«В любви между мужчиной и женщиной бывает всегда одна минута, когда любовь эта доходит до своего зенита, когда нет в ней ничего сознательного, рассудочного и нет ничего чувственного. Такой минутой была для Нехлюдова эта ночь Светло-Христова Воскресения. Когда он теперь вспоминал Катюшу, то из всех положений, в которых он видел ее, эта минута застилала все другие. Черная, гладкая, блестящая головка, белое платье с складками, девственно охватывающее ее стройный стан и невысокую грудь, и этот румянец, и эти нежные, чуть-чуть от бессонной ночи косящие глянцовитые черные глаза, и на всем ее существе две главные черты: чистота девственности любви не только к нему, – он знал это, – но любви ко всем и ко всему, не только хорошему, что только есть в мире…»
И разрушить эту любовь? Вспомним Ивана Сергеевича Тургенева. Вспомним его мысли об этом вот разрушении…

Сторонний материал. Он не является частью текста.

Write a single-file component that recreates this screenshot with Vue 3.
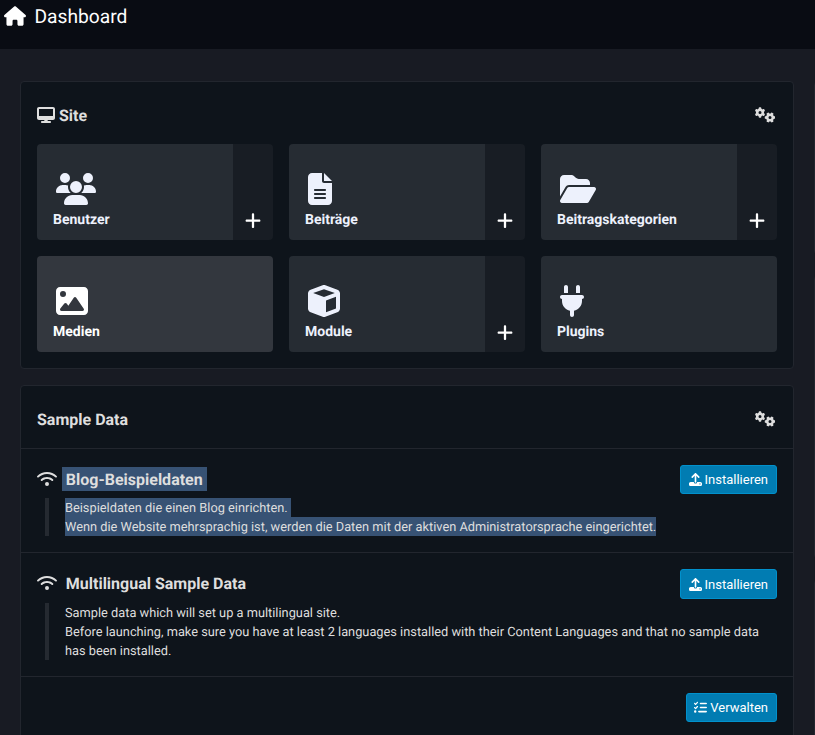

Тургенев написал стихотворение в 1843 году, когда ему было двадцать пять лет. Толстой начал «Воскресение», когда едва перевалило за шестьдесят, а завершил спустя десять лет, когда, тоже едва перевалило за семьдесят.
Быть может, по причине своей молодости Тургенев не испытывал тех угрызений совести, испытанных и отраженных в романе Львом Толстым.
Тургенев написал стихотворение под влиянием своего романа с белошвейкой Авдотьей Смирновой, романа, который закончился изгнанием белошвейки из имения и рождением дочери. Правда, судьба белошвейки отличалась от судьбы Гаши, судьба которой постоянно присутствует в романе. Белошвейку мать Тургенева выдала замуж, а дочь, которая родилась от Ивана Сергеевича, забрала к себе в имение. Гаша, по словам Толстого, погибла. Ее судьба отразилась в судьбе Екатерины Масловой, хотя и к написанию романа не она подтолкнула, а история, рассказанная Толстому Анатолием Федоровичем Кони.
Но проникновенно описанные деяния Нехлюдова по соблазнению Катюши явно взяты не из рассказа Кони, а именно из личного опыта Льва Николаевича. Недаром этот эпизод столь разгневал Софью Андреевну. А выписан действительно с подробностями, которые вряд ли придумаешь настолько убедительно.
Нехлюдовым руководило мятежное желание добиться того, к чему стремилось все его существо. Он делал попытку за попыткой, настойчиво и неудержимо…
«Пройдя раза два взад и вперед за углом дома и попав несколько раз ногою в лужу, Нехлюдов опять подошел к окну девичьей. Лампа все еще горела, и Катюша опять сидела одна у стола, как будто была в нерешительности. Только что он подошел к окну, она взглянула в него. Он стукнул. И, не рассматривая, кто стукнул, она тотчас же выбежала из девичьей, и он слышал, как отлипла и потом скрипнула выходная дверь. Он ждал ее уже у сеней и тотчас же молча обнял ее. Она прижалась к нему, подняла голову и губами встретила его поцелуй. Они стояли за углом сеней на стаявшем сухом месте, и он весь был полон мучительным, неудовлетворенным желанием. Вдруг опять так же чмокнула и с тем же скрипом скрипнула выходная дверь, и послышался сердитый голос Матрены Павловны:
– Катюша!
Она вырвалась от него и вернулась в девичью. Он слышал, как захлопнулся крючок. Вслед за этим все затихло, красный глаз в окне исчез, остался один туман и возня на реке».
Словно что-то отводило его от того рокового поступка, который затем отложил отпечаток на всю жизнь. Но он снова повторил свою попытку, когда в доме все улеглись спать.
«Когда опять все затихло… он подошел к самой ее двери. Ничего не слышно было. Она, очевидно, не спала, потому что не слышно было ее дыханья. Но как только он прошептал: «Катюша!» – она вскочила, подошла к двери и сердито, как ему показалось, стала уговаривать его уйти.